## Start

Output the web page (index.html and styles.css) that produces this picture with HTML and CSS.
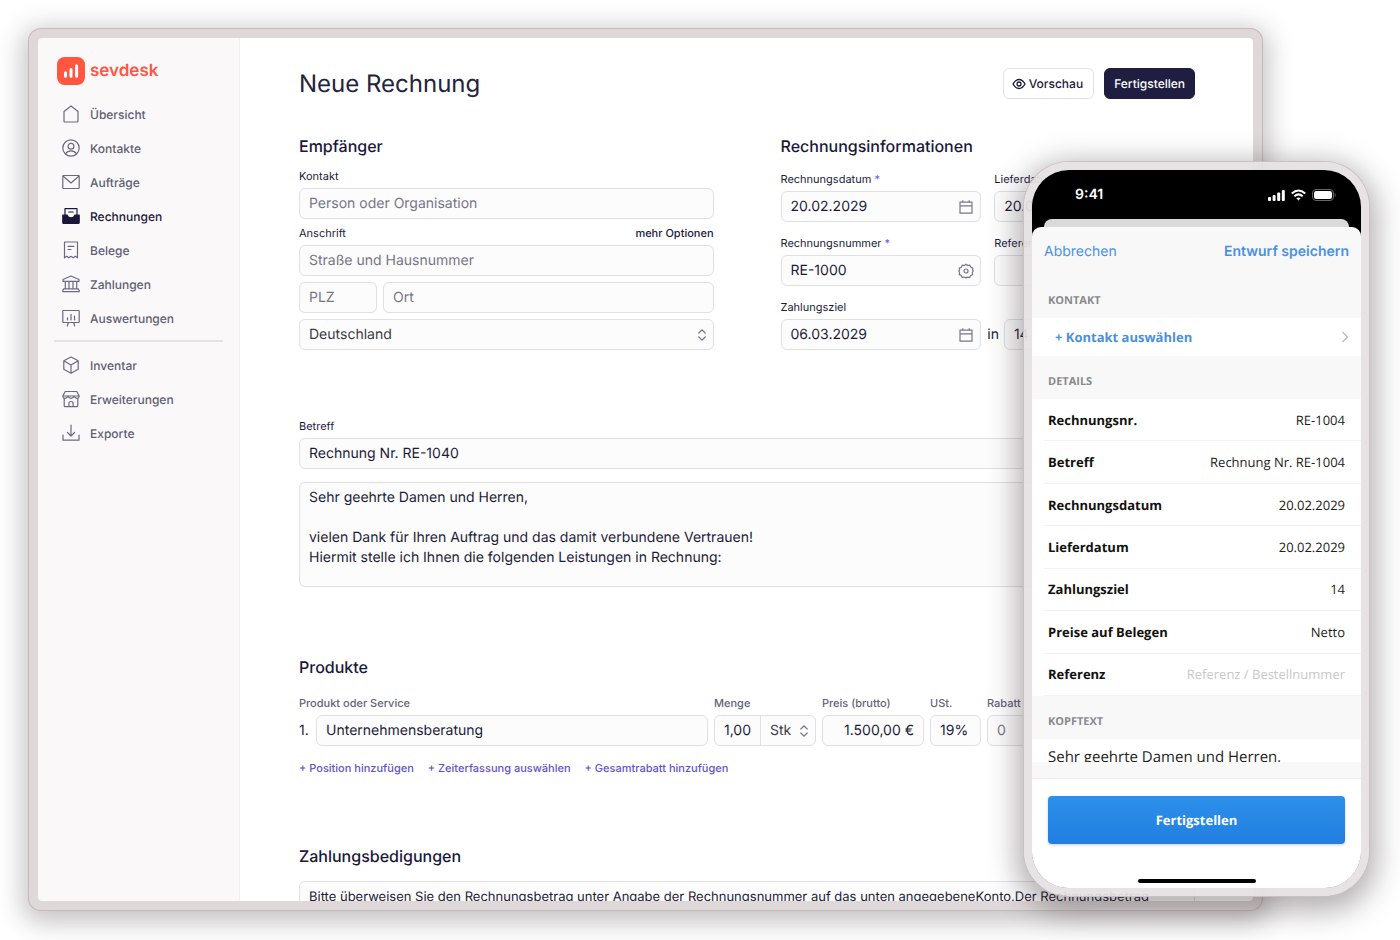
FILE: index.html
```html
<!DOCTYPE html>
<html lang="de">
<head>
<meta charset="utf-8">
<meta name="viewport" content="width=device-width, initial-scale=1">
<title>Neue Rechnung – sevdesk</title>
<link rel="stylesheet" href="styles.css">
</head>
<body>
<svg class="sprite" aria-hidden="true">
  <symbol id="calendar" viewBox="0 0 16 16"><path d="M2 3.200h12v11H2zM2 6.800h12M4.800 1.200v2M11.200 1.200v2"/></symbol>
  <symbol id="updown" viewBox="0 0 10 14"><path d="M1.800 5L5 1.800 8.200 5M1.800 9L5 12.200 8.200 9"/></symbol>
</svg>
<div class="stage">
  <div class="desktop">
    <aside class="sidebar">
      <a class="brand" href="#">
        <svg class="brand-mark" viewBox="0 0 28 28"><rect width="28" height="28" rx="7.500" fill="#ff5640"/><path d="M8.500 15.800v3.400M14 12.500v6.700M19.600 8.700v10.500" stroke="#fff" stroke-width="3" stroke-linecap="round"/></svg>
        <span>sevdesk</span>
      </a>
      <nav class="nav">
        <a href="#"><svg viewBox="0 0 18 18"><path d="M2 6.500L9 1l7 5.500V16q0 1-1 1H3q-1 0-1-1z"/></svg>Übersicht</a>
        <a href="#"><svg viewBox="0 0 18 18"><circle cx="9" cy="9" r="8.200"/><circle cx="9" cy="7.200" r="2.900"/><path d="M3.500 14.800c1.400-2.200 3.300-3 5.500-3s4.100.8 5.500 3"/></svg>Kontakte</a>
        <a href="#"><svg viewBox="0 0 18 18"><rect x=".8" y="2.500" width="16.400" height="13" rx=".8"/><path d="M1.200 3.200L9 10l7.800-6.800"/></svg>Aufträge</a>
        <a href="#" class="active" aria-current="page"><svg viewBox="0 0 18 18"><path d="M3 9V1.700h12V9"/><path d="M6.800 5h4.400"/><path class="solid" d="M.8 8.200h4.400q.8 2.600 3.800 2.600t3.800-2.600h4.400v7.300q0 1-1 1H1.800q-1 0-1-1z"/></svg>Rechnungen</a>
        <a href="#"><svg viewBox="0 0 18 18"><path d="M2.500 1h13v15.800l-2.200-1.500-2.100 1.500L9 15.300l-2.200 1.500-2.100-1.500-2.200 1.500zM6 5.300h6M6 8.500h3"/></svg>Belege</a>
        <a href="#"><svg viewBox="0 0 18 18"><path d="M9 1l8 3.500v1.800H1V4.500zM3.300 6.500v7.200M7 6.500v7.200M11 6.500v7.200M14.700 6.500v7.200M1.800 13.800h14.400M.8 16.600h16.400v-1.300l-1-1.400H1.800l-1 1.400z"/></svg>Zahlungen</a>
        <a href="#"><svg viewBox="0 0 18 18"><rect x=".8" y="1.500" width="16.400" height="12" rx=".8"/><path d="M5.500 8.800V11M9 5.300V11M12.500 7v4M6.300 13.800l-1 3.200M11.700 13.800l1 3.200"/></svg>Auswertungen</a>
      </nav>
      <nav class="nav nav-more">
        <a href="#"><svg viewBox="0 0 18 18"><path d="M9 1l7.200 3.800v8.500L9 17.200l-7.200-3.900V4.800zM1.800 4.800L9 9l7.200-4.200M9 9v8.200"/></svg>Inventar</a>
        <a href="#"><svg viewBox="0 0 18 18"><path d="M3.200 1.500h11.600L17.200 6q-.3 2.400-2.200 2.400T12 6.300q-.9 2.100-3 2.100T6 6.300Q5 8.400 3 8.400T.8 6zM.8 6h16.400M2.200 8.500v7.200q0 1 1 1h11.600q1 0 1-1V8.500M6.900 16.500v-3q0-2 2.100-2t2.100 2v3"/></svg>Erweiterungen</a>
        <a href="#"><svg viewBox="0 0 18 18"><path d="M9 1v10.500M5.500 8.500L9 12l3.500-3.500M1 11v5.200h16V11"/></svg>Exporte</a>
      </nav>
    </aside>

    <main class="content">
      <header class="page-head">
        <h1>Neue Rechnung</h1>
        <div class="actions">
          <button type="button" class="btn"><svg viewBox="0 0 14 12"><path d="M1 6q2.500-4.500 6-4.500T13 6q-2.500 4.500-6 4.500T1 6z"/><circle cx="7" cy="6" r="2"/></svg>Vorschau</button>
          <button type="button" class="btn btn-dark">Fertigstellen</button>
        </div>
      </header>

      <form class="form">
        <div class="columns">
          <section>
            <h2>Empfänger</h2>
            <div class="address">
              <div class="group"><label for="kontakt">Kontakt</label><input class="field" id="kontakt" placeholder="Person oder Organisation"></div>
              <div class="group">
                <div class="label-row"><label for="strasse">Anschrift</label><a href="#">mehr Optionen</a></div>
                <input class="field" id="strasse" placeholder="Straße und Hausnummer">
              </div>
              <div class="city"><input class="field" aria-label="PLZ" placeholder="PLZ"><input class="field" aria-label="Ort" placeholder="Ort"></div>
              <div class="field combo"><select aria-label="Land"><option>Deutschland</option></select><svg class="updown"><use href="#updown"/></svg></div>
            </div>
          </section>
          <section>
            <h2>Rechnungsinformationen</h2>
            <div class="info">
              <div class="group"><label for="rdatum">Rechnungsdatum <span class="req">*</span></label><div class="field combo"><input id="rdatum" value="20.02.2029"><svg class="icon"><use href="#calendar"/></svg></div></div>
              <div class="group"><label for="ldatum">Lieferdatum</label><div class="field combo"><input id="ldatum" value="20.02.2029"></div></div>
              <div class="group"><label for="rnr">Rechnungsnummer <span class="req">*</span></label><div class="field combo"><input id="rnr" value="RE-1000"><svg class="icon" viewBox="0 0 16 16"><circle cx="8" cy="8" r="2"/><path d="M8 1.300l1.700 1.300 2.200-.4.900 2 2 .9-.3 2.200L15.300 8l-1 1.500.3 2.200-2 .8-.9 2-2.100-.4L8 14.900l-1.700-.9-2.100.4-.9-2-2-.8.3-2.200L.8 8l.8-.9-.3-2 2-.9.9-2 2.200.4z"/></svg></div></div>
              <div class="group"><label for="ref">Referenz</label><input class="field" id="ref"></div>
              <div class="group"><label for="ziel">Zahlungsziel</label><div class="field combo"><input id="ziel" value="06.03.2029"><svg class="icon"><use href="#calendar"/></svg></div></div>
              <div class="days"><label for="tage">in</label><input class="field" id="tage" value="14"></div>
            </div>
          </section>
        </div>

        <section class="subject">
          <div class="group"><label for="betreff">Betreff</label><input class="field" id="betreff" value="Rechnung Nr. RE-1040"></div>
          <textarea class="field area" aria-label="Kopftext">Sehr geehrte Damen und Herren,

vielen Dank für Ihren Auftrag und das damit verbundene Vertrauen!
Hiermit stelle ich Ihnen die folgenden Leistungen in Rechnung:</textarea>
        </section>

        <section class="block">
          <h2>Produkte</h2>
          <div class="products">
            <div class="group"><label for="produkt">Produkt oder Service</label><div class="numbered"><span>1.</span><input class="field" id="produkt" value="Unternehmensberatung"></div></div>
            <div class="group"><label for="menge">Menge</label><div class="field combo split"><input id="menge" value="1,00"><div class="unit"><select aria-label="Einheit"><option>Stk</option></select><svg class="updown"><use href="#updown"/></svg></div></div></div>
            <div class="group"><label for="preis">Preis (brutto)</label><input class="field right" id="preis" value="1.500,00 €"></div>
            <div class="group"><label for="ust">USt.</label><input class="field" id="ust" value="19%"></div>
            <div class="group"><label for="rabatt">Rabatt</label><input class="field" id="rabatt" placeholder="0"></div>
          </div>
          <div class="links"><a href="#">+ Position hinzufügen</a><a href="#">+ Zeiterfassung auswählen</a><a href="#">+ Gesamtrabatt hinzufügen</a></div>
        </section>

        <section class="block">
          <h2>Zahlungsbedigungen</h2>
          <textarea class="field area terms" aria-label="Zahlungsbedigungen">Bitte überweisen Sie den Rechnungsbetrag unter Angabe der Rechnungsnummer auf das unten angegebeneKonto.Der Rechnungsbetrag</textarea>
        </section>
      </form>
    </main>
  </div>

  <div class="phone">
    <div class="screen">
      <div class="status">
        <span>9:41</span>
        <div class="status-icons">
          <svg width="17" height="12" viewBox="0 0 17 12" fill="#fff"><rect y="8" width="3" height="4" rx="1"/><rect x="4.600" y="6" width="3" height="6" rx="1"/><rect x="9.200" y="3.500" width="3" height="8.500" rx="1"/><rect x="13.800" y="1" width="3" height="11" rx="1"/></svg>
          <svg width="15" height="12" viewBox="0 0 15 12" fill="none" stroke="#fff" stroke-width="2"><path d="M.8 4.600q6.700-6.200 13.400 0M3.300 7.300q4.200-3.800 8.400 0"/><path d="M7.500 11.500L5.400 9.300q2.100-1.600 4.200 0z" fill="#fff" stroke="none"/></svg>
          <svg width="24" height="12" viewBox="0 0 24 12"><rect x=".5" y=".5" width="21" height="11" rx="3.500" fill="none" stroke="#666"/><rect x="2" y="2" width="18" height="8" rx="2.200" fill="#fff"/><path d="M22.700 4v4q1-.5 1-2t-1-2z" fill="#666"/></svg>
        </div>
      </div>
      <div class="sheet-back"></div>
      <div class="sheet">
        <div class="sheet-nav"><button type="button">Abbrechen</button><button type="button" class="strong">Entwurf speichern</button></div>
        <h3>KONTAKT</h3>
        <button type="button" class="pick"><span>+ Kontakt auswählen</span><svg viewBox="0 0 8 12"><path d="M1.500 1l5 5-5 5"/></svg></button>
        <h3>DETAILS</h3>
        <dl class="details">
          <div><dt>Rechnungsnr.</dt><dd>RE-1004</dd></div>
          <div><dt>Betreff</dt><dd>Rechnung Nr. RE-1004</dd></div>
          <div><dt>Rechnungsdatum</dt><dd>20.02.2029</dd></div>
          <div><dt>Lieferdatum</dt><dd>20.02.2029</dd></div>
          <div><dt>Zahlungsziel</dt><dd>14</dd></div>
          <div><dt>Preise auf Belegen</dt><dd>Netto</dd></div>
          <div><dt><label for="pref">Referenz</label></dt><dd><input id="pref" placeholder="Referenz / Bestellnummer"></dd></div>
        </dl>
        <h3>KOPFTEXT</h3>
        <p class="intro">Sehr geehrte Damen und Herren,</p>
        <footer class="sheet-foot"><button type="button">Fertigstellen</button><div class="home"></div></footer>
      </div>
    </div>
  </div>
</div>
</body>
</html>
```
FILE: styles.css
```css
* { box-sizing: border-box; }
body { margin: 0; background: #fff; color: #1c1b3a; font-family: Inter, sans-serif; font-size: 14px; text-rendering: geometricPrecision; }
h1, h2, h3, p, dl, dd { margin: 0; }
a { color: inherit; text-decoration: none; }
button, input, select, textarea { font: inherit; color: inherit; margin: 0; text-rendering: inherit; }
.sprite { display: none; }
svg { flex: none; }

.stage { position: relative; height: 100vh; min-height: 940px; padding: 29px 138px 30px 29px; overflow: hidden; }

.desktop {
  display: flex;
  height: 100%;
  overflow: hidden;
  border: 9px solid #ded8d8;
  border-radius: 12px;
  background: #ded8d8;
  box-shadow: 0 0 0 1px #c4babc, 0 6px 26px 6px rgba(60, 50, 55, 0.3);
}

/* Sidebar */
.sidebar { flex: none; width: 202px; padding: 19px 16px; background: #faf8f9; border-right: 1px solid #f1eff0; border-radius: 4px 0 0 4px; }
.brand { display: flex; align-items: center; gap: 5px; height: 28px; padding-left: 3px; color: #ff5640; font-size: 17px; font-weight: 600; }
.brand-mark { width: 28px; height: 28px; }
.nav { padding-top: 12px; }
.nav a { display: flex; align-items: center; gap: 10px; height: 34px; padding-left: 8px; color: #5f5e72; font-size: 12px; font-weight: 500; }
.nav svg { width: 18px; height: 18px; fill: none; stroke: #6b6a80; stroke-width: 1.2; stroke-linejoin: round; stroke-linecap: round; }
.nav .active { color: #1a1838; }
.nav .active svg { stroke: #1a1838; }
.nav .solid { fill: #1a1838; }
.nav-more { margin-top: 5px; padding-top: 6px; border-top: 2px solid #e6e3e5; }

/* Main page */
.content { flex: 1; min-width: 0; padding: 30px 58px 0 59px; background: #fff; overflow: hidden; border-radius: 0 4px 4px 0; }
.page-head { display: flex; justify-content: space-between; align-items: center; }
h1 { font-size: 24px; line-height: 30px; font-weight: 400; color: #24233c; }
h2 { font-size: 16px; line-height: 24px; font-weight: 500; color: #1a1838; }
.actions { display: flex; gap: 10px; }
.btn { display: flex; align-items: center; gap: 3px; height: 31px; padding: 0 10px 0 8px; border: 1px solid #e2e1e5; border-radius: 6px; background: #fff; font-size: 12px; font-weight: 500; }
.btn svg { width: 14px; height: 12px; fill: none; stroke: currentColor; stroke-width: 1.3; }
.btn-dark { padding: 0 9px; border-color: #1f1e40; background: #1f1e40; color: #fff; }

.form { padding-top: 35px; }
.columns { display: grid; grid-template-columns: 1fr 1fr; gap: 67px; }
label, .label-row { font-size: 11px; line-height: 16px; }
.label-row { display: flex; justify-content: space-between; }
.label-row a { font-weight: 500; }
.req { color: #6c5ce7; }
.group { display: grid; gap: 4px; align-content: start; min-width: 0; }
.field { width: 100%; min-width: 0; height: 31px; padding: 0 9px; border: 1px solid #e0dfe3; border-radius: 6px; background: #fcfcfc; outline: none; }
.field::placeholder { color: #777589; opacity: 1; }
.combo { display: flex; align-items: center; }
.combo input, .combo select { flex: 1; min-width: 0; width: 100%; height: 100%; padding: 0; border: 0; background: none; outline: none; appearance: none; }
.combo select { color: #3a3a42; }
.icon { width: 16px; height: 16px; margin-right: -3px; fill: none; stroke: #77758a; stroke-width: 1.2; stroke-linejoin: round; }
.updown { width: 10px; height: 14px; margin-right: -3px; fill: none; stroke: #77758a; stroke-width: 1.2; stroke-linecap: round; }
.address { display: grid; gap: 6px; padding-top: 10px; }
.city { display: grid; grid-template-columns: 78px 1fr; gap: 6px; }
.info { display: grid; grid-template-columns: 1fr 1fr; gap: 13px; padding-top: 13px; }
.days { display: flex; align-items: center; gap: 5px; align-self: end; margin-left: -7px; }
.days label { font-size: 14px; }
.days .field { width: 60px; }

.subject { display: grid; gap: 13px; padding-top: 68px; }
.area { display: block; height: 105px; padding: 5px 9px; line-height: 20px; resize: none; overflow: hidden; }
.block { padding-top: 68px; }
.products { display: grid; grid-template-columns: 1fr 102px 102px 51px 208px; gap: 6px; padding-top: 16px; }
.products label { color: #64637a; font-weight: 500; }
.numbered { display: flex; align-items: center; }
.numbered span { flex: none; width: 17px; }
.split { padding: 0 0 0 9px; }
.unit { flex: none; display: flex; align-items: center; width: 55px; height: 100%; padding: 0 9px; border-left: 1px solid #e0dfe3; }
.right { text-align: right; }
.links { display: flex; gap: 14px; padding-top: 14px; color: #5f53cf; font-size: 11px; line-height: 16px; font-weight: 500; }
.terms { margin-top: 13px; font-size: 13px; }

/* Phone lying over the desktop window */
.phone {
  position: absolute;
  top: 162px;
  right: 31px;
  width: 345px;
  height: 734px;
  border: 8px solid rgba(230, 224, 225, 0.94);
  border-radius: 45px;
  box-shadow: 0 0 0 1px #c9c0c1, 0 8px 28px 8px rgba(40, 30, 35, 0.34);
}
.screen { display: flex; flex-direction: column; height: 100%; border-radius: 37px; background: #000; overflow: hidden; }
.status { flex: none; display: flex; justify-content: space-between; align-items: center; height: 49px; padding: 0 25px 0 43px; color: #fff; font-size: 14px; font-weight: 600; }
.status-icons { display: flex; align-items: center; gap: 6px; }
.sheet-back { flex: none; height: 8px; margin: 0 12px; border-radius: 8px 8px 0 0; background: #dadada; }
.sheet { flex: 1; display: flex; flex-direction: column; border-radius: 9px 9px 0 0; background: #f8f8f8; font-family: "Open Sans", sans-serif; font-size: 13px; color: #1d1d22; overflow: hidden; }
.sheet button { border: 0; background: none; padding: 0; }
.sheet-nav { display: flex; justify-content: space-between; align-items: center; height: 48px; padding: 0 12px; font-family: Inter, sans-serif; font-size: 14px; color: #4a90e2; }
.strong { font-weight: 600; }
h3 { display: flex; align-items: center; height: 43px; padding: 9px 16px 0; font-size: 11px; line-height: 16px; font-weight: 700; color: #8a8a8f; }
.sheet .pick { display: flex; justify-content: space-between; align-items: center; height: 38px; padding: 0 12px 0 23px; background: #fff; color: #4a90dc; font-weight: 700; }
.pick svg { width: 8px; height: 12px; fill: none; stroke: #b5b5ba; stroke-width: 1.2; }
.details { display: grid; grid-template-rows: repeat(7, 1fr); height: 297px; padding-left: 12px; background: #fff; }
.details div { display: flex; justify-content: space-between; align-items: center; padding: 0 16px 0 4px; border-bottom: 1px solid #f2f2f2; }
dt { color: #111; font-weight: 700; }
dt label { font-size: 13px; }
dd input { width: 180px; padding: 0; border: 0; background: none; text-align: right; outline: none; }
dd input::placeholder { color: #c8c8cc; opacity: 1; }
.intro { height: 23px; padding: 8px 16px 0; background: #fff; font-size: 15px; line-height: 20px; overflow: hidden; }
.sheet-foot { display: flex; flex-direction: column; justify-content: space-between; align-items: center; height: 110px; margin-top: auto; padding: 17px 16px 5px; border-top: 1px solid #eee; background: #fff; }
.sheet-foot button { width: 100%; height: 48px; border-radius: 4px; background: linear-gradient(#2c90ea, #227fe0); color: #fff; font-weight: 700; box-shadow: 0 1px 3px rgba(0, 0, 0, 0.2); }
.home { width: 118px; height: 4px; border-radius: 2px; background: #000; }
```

## End

_What needs to be done_. Tell how many lines contain the word "index", using only the number.

_Written answer_. 2